Zaproszenia na sztuczną trawę na Karaibach przyjęło, oprócz Nadala, sporo innych sław tenisa, dawnych i obecnych: młoda emerytka Marion Bartoli, Petra Kvitova, Ana Ivanović, Daniela Hantuchova, Sorana Cirstea i Martina Navratilova – to panie oraz Mario Ancić, Kevin Anderson, Mike Bryan, Stefan Edberg i Johan Kriek wśród panów.
Boskie Buenos
Po grze i gościnie u Bransona Rafael Nadal poleciał od razu do Limy, by w minioną sobotę zagrać pokazówkę z Davidem Ferrerem (wygrał 7:5, 6:4).
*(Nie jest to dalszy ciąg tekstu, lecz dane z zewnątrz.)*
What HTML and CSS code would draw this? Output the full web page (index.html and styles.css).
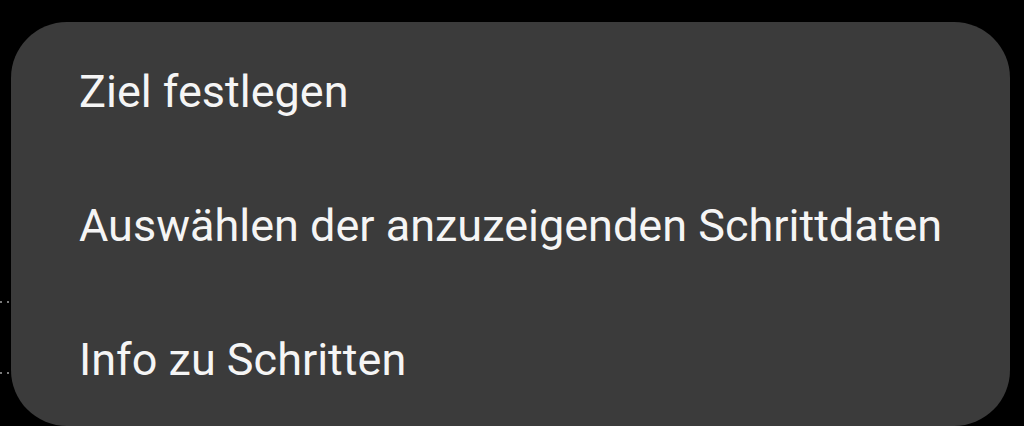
FILE: index.html
```html
<!DOCTYPE html>
<html lang="de">

<head>
    <meta charset="UTF-8">
    <meta name="viewport" content="width=device-width, initial-scale=1.0">
    <title>Schritte Menü</title>
    <link rel="stylesheet" href="styles.css">
</head>

<body>
    <div class="dots dots-top"><span></span><span></span></div>
    <div class="dots dots-bottom"><span></span><span></span></div>
    <ul class="menu">
        <li class="menu-item">Ziel festlegen</li>
        <li class="menu-item">Auswählen der anzuzeigenden Schrittdaten</li>
        <li class="menu-item">Info zu Schritten</li>
    </ul>
</body>

</html>
```

FILE: styles.css
```css
html,
body {
    margin: 0;
    padding: 0;
    height: 426px;
    overflow: hidden;
    background-color: #000;
}

body {
    position: relative;
    font-family: Roboto, "Noto Sans", sans-serif;
}

.menu {
    list-style: none;
    margin: 22px 14px 0 11px;
    padding: 3px 0 0;
    height: 404px;
    box-sizing: border-box;
    background-color: #3b3b3b;
    border-radius: 56px;
}

.menu-item {
    height: 134px;
    line-height: 134px;
    padding-left: 68px;
    font-size: 45px;
    color: #f5f5f5;
    white-space: nowrap;
}

/* faint dots peeking out from the screen behind */
.dots {
    position: absolute;
    left: 0;
    display: flex;
    gap: 5px;
}

.dots span {
    width: 2px;
    height: 2px;
    background-color: #7a7a7a;
}

.dots-top {
    top: 301px;
}

.dots-bottom {
    top: 372px;
}
```
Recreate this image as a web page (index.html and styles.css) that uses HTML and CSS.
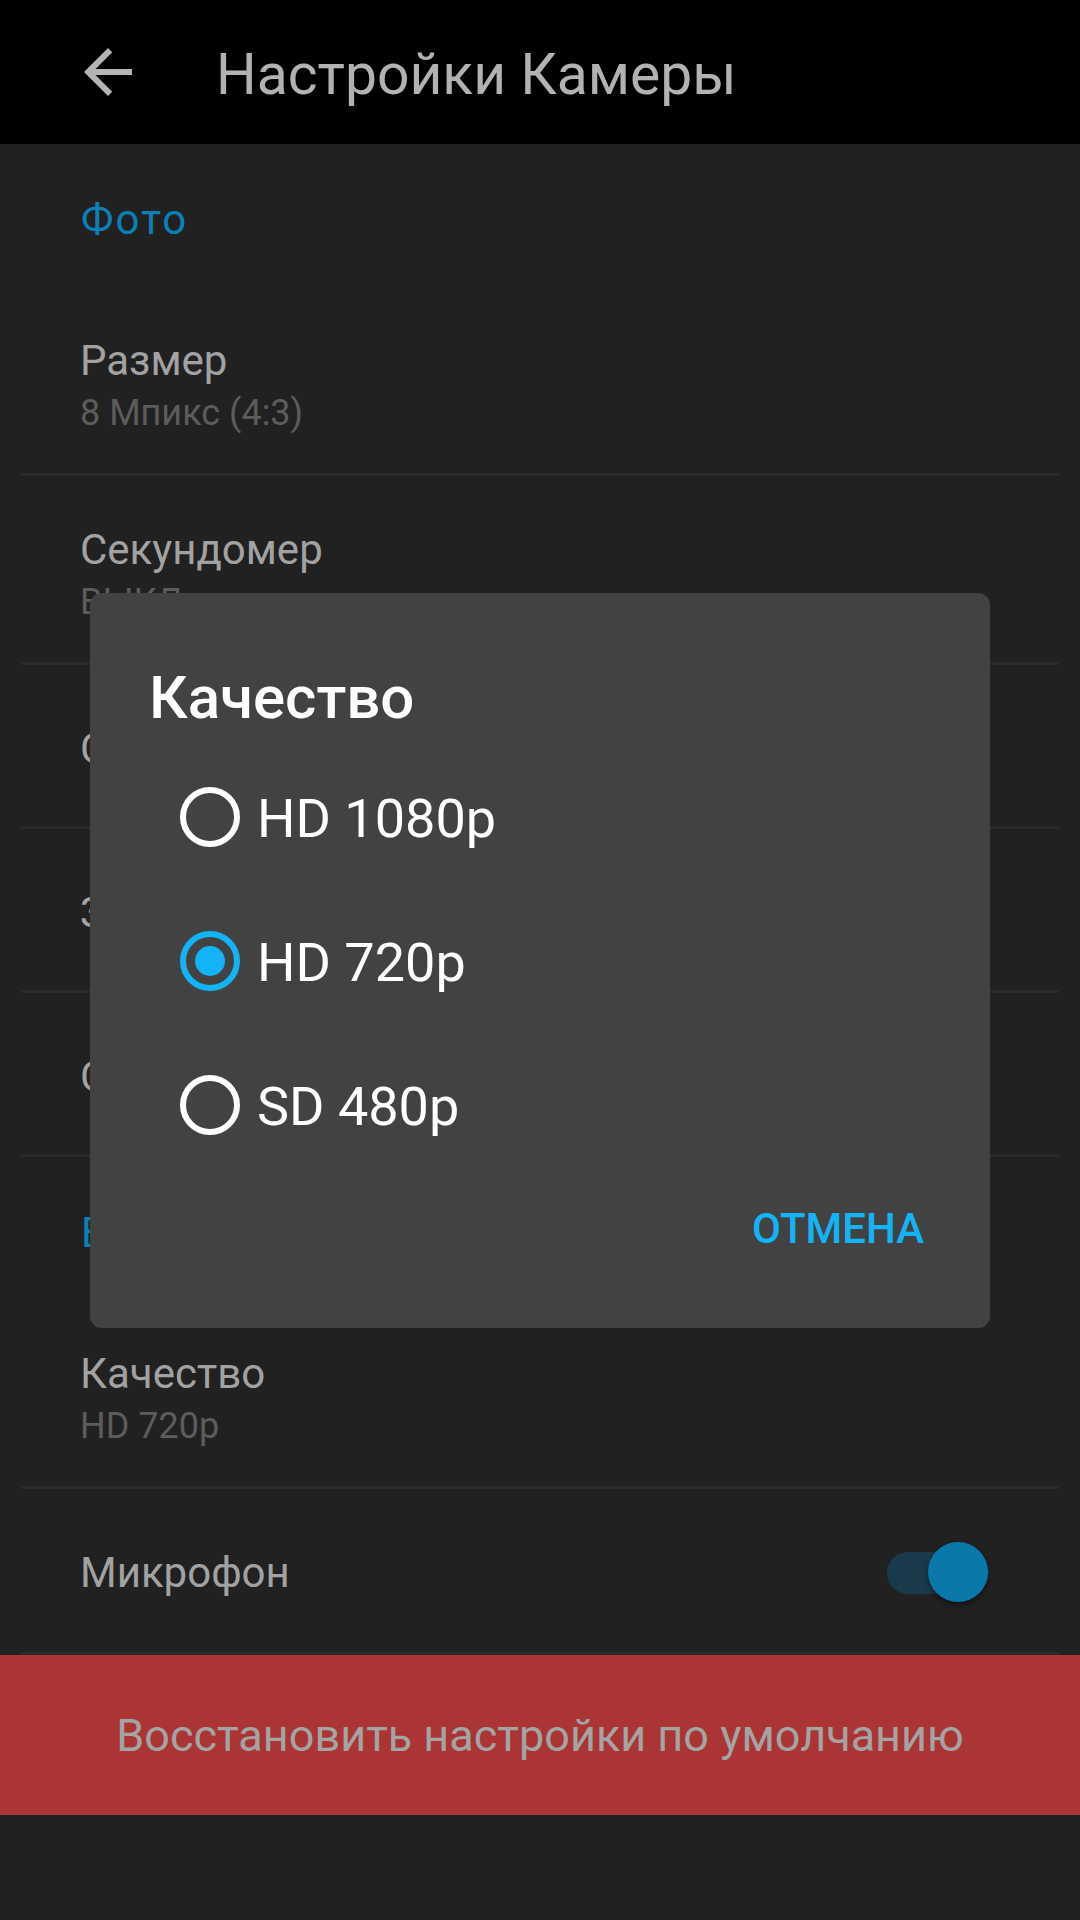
FILE: index.html
```html
<!DOCTYPE html>
<html lang="ru">
<head>
<meta charset="utf-8">
<title>Настройки Камеры</title>
<link rel="stylesheet" href="styles.css">
</head>
<body>
<header class="topbar">
  <svg class="back" viewBox="0 0 24 24" aria-label="Назад"><path d="M20 11H7.83l5.59-5.59L12 4l-8 8 8 8 1.41-1.41L7.83 13H20v-2z"/></svg>
  <h1 class="topbar-title">Настройки Камеры</h1>
</header>

<main class="settings">
  <section>
    <h2 class="category">Фото</h2>
    <div class="pref pref--two">
      <div class="pref-title">Размер</div>
      <div class="pref-summary">8 Мпикс (4:3)</div>
    </div>
    <div class="divider"></div>
    <div class="pref pref--two">
      <div class="pref-title">Секундомер</div>
      <div class="pref-summary">ВЫКЛ</div>
    </div>
    <div class="divider"></div>
    <div class="pref pref--one"><div class="pref-title">Сетка</div></div>
    <div class="divider"></div>
    <div class="pref pref--one"><div class="pref-title">Звук затвора</div></div>
    <div class="divider"></div>
    <div class="pref pref--one"><div class="pref-title">Сохранять местоположение</div></div>
    <div class="divider"></div>
  </section>
  <section>
    <h2 class="category">Видео</h2>
    <div class="pref pref--two">
      <div class="pref-title">Качество</div>
      <div class="pref-summary">HD 720p</div>
    </div>
    <div class="divider"></div>
    <div class="pref pref--one pref--last">
      <div class="pref-title">Микрофон</div>
      <div class="switch switch--on" role="switch" aria-checked="true"><span class="switch-thumb"></span></div>
    </div>
    <div class="divider"></div>
  </section>
  <button class="reset">Восстановить настройки по умолчанию</button>
</main>

<div class="overlay">
  <div class="dialog" role="dialog">
    <h2 class="dialog-title">Качество</h2>
    <ul class="options" role="radiogroup">
      <li class="option"><span class="radio"></span><span class="option-label">HD 1080p</span></li>
      <li class="option"><span class="radio radio--on"></span><span class="option-label">HD 720p</span></li>
      <li class="option"><span class="radio"></span><span class="option-label">SD 480p</span></li>
    </ul>
    <div class="dialog-actions">
      <button class="text-btn">ОТМЕНА</button>
    </div>
  </div>
</div>
</body>
</html>
```

FILE: styles.css
```css
* {
  box-sizing: border-box;
  margin: 0;
  padding: 0;
}

html, body {
  width: 1080px;
  height: 1920px;
}

body {
  background: #212121;
  font-family: Roboto, "Noto Sans", "Liberation Sans", sans-serif;
  overflow: hidden;
}

/* Top bar */
.topbar {
  height: 144px;
  background: #000;
  display: flex;
  align-items: center;
}

.back {
  width: 72px;
  height: 72px;
  margin-left: 72px;
  margin-right: 72px;
  fill: #b5b5b5;
  flex-shrink: 0;
}

.topbar-title {
  font-size: 57px;
  font-weight: 400;
  line-height: 70px;
  padding-top: 6px;
  color: #b2b2b2;
}

/* Preferences list */
.category {
  padding: 51px 0 42px 81px;
  font-size: 42px;
  letter-spacing: 2px;
  line-height: 50px;
  font-weight: 400;
  color: #0b80b6;
}

.pref {
  padding-left: 80px;
  padding-right: 91px;
}

.pref--two {
  padding-top: 49px;
  padding-bottom: 35px;
}

.pref--one {
  padding-top: 59px;
  padding-bottom: 52px;
  display: flex;
  align-items: center;
  justify-content: space-between;
}

.pref--last {
  padding-bottom: 54px;
}

.pref-title {
  font-size: 42px;
  line-height: 50px;
  color: #a2a2a2;
  white-space: nowrap;
}

.pref-summary {
  margin-top: 2px;
  font-size: 36px;
  line-height: 50px;
  color: #5c5c5c;
}

.divider {
  height: 3px;
  margin: 0 21px;
  background: #2b2b2b;
}

/* Switch */
.switch {
  position: relative;
  width: 102px;
  height: 42px;
  border-radius: 21px;
  background: #193a4b;
  flex-shrink: 0;
}

.switch-thumb {
  position: absolute;
  right: 1px;
  top: -10px;
  width: 60px;
  height: 60px;
  border-radius: 50%;
  background: #0b78aa;
  box-shadow: 0 3px 5px rgba(0, 0, 0, 0.45);
}

/* Reset button */
.reset {
  display: flex;
  align-items: center;
  justify-content: center;
  width: 100%;
  height: 160px;
  border: 0;
  background: #ab3535;
  color: #a4a4a4;
  font-family: inherit;
  font-size: 45px;
  font-weight: 400;
}

/* Dialog */
.overlay {
  position: fixed;
  inset: 0;
  display: flex;
  align-items: center;
  justify-content: center;
}

.dialog {
  width: 900px;
  background: #424242;
  border-radius: 12px;
}

.dialog-title {
  padding: 70px 0 0 59px;
  font-size: 60px;
  line-height: 70px;
  font-weight: 500;
  color: #fff;
}

.options {
  list-style: none;
  margin-top: 12px;
}

.option {
  height: 144px;
  display: flex;
  align-items: center;
  gap: 17px;
  padding-left: 90px;
  font-size: 54px;
  color: #fff;
}

.option-label {
  line-height: 60px;
  padding-top: 5px;
}

.radio {
  width: 60px;
  height: 60px;
  border: 6px solid #fff;
  border-radius: 50%;
  display: flex;
  align-items: center;
  justify-content: center;
  flex-shrink: 0;
}

.radio--on {
  border-color: #12b4f6;
}

.radio--on::after {
  content: "";
  width: 30px;
  height: 30px;
  border-radius: 50%;
  background: #12b4f6;
}

.dialog-actions {
  display: flex;
  justify-content: flex-end;
  padding: 28px 66px 75px 0;
}

.text-btn {
  border: 0;
  background: none;
  font-family: inherit;
  font-size: 42px;
  line-height: 48px;
  font-weight: 500;
  color: #12b4f6;
}
```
Ciąg dalszy to lot z Peru do Chile na środowy mecz w Santiago z Novakiem Djokoviciem, dzień później spotkanie w Cordobie (Argentyna) z Davidem Nalbandianem. Potem podróż do stolicy kraju i dwie kolejne pokazówki w Buenos Aires. Pierwsza, 23 listopada – rewanż z Nalbandianem, druga, 24 listopada – z Djokoviciem. Powrót do Hiszpanii 26 listopada.
Przy okazji widać, że słaniający się ze zmęczenia w finale Pucharu Davisa Djoković też lubi podróże i słońce Ameryki Południowej. Nie wahał się powiedzieć trochę zdziwionym dziennikarzom, że Nadala widzi ostatnio częściej niż własną mamę.
Ameryka Południowa jest teraz głównym celem zimowych wypadów zarobkowych sław tenisa. Ubiegłoroczne dwutygodniowe przedświąteczne tournee Rogera Federera i jego sześć meczów (plus konferencje prasowe i inne obowiązki medialne w pakiecie), za które miał dostać 12 mln dolarów, zrobiło wrażenie, tym bardziej że w tamtym udanym sezonie zarobił w turniejach sezonu zasadniczego tylko 8,5 mln. Nie było bogatszego wyjazdu pokazowego w historii tenisa.